* [WHAT THE EXERCISE ASKS]
Without the images, write out the whole listing exactly.
□ □ □ □ □
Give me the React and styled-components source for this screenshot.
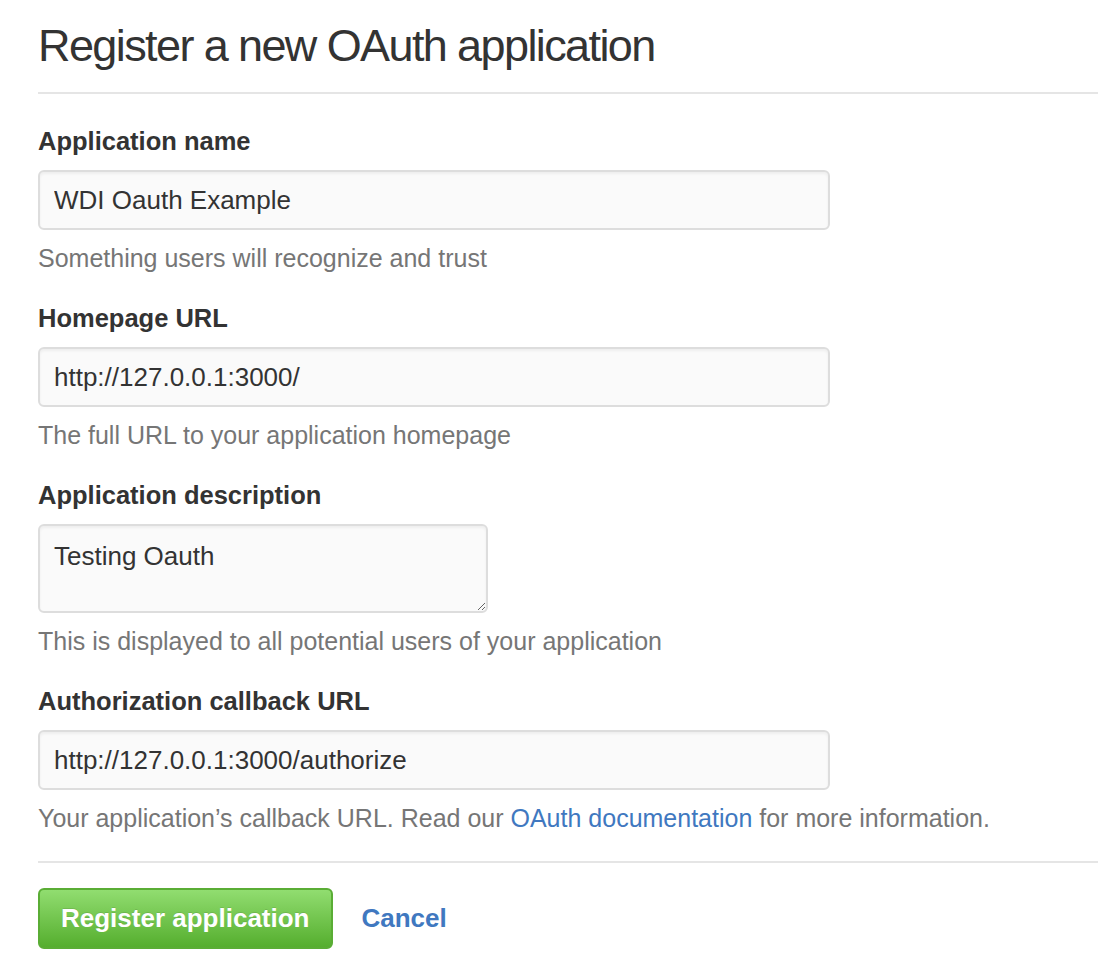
import React from 'react'
import styled, { createGlobalStyle } from 'styled-components'

const GlobalStyle = createGlobalStyle`
  body {
    margin: 0;
    background: #fff;
    font-family: "Liberation Sans", Arial, sans-serif;
    color: #333;
  }
`;

const Page = styled.div`
  padding: 20px 0 0 38px;
`;

const Header = styled.div`
  border-bottom: 2px solid #e5e5e5;
  padding-bottom: 20px;
  margin-bottom: 33px;
`;

const Title = styled.h1`
  margin: 0;
  font-size: 45px;
  font-weight: 400;
  line-height: 52px;
  letter-spacing: -1.6px;
  color: #333;
`;

const Field = styled.div`
  margin-bottom: 31px;
`;

const Label = styled.label`
  display: block;
  font-size: 25.5px;
  font-weight: 700;
  line-height: 28px;
  margin-bottom: 15px;
  color: #333;
`;

const Input = styled.input`
  display: block;
  box-sizing: border-box;
  width: 792px;
  height: 60px;
  padding: 0 14px;
  font-family: inherit;
  font-size: 26px;
  color: #333;
  background: #fafafa;
  border: 2px solid #ddd;
  border-radius: 6px;
  box-shadow: inset 0 2px 3px rgba(0, 0, 0, 0.05);
  outline: none;
`;

const TextArea = styled.textarea`
  display: block;
  box-sizing: border-box;
  width: 450px;
  height: 89px;
  padding: 14px 14px 10px;
  font-family: inherit;
  font-size: 26px;
  line-height: 32px;
  color: #333;
  background: #fafafa;
  border: 2px solid #ddd;
  border-radius: 6px;
  box-shadow: inset 0 2px 3px rgba(0, 0, 0, 0.05);
  outline: none;
  resize: vertical;
`;

const Note = styled.p`
  margin: 13px 0 0;
  font-size: 25px;
  line-height: 30px;
  color: #767676;
`;

const Link = styled.a`
  color: #4078c0;
  text-decoration: none;
`;

const Footer = styled.div`
  border-top: 2px solid #e5e5e5;
  margin-top: -3px;
  padding-top: 25px;
  display: flex;
  align-items: center;
  gap: 29px;
`;

const Button = styled.button`
  height: 61px;
  padding: 0 21px;
  font-family: inherit;
  font-size: 26px;
  font-weight: 700;
  color: #fff;
  background: linear-gradient(#91dd70, #55ae2e);
  border: 2px solid #5aad35;
  border-radius: 6px;
  text-shadow: 0 -1px 0 rgba(0, 0, 0, 0.1);
  cursor: pointer;
`;

const CancelLink = styled.a`
  font-size: 26px;
  font-weight: 700;
  color: #4078c0;
  text-decoration: none;
`;

const fields = [
  { label: 'Application name', value: 'WDI Oauth Example', note: 'Something users will recognize and trust' },
  { label: 'Homepage URL', value: 'http://127.0.0.1:3000/', note: 'The full URL to your application homepage' },
];

const App = () => {
  return (
    <>
      <GlobalStyle />
      <Page>
        <Header>
          <Title>Register a new OAuth application</Title>
        </Header>
        <form onSubmit={e => e.preventDefault()}>
          {fields.map(f => (
            <Field key={f.label}>
              <Label>{f.label}</Label>
              <Input defaultValue={f.value} />
              <Note>{f.note}</Note>
            </Field>
          ))}
          <Field>
            <Label>Application description</Label>
            <TextArea defaultValue="Testing Oauth" />
            <Note>This is displayed to all potential users of your application</Note>
          </Field>
          <Field>
            <Label>Authorization callback URL</Label>
            <Input defaultValue="http://127.0.0.1:3000/authorize" />
            <Note>
              Your application’s callback URL. Read our <Link href="#">OAuth documentation</Link> for more information.
            </Note>
          </Field>
          <Footer>
            <Button type="submit">Register application</Button>
            <CancelLink href="#">Cancel</CancelLink>
          </Footer>
        </form>
      </Page>
    </>
  )
}

export default App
□ □ □ □ □
* [RESPONSE TO THE EXERCISE]
Give me the React and styled-components source for this screenshot.
import React from 'react'
import styled, { createGlobalStyle } from 'styled-components'

const GlobalStyle = createGlobalStyle`
  body {
    margin: 0;
    background: #fff;
    font-family: "Liberation Sans", Arial, sans-serif;
    color: #333;
  }
`;

const Page = styled.div`
  padding: 20px 0 0 38px;
`;

const Header = styled.div`
  border-bottom: 2px solid #e5e5e5;
  padding-bottom: 20px;
  margin-bottom: 33px;
`;

const Title = styled.h1`
  margin: 0;
  font-size: 45px;
  font-weight: 400;
  line-height: 52px;
  letter-spacing: -1.6px;
  color: #333;
`;

const Field = styled.div`
  margin-bottom: 31px;
`;

const Label = styled.label`
  display: block;
  font-size: 25.5px;
  font-weight: 700;
  line-height: 28px;
  margin-bottom: 15px;
  color: #333;
`;

const Input = styled.input`
  display: block;
  box-sizing: border-box;
  width: 792px;
  height: 60px;
  padding: 0 14px;
  font-family: inherit;
  font-size: 26px;
  color: #333;
  background: #fafafa;
  border: 2px solid #ddd;
  border-radius: 6px;
  box-shadow: inset 0 2px 3px rgba(0, 0, 0, 0.05);
  outline: none;
`;

const TextArea = styled.textarea`
  display: block;
  box-sizing: border-box;
  width: 450px;
  height: 89px;
  padding: 14px 14px 10px;
  font-family: inherit;
  font-size: 26px;
  line-height: 32px;
  color: #333;
  background: #fafafa;
  border: 2px solid #ddd;
  border-radius: 6px;
  box-shadow: inset 0 2px 3px rgba(0, 0, 0, 0.05);
  outline: none;
  resize: vertical;
`;

const Note = styled.p`
  margin: 13px 0 0;
  font-size: 25px;
  line-height: 30px;
  color: #767676;
`;

const Link = styled.a`
  color: #4078c0;
  text-decoration: none;
`;

const Footer = styled.div`
  border-top: 2px solid #e5e5e5;
  margin-top: -3px;
  padding-top: 25px;
  display: flex;
  align-items: center;
  gap: 29px;
`;

const Button = styled.button`
  height: 61px;
  padding: 0 21px;
  font-family: inherit;
  font-size: 26px;
  font-weight: 700;
  color: #fff;
  background: linear-gradient(#91dd70, #55ae2e);
  border: 2px solid #5aad35;
  border-radius: 6px;
  text-shadow: 0 -1px 0 rgba(0, 0, 0, 0.1);
  cursor: pointer;
`;

const CancelLink = styled.a`
  font-size: 26px;
  font-weight: 700;
  color: #4078c0;
  text-decoration: none;
`;

const fields = [
  { label: 'Application name', value: 'WDI Oauth Example', note: 'Something users will recognize and trust' },
  { label: 'Homepage URL', value: 'http://127.0.0.1:3000/', note: 'The full URL to your application homepage' },
];

const App = () => {
  return (
    <>
      <GlobalStyle />
      <Page>
        <Header>
          <Title>Register a new OAuth application</Title>
        </Header>
        <form onSubmit={e => e.preventDefault()}>
          {fields.map(f => (
            <Field key={f.label}>
              <Label>{f.label}</Label>
              <Input defaultValue={f.value} />
              <Note>{f.note}</Note>
            </Field>
          ))}
          <Field>
            <Label>Application description</Label>
            <TextArea defaultValue="Testing Oauth" />
            <Note>This is displayed to all potential users of your application</Note>
          </Field>
          <Field>
            <Label>Authorization callback URL</Label>
            <Input defaultValue="http://127.0.0.1:3000/authorize" />
            <Note>
              Your application’s callback URL. Read our <Link href="#">OAuth documentation</Link> for more information.
            </Note>
          </Field>
          <Footer>
            <Button type="submit">Register application</Button>
            <CancelLink href="#">Cancel</CancelLink>
          </Footer>
        </form>
      </Page>
    </>
  )
}

export default App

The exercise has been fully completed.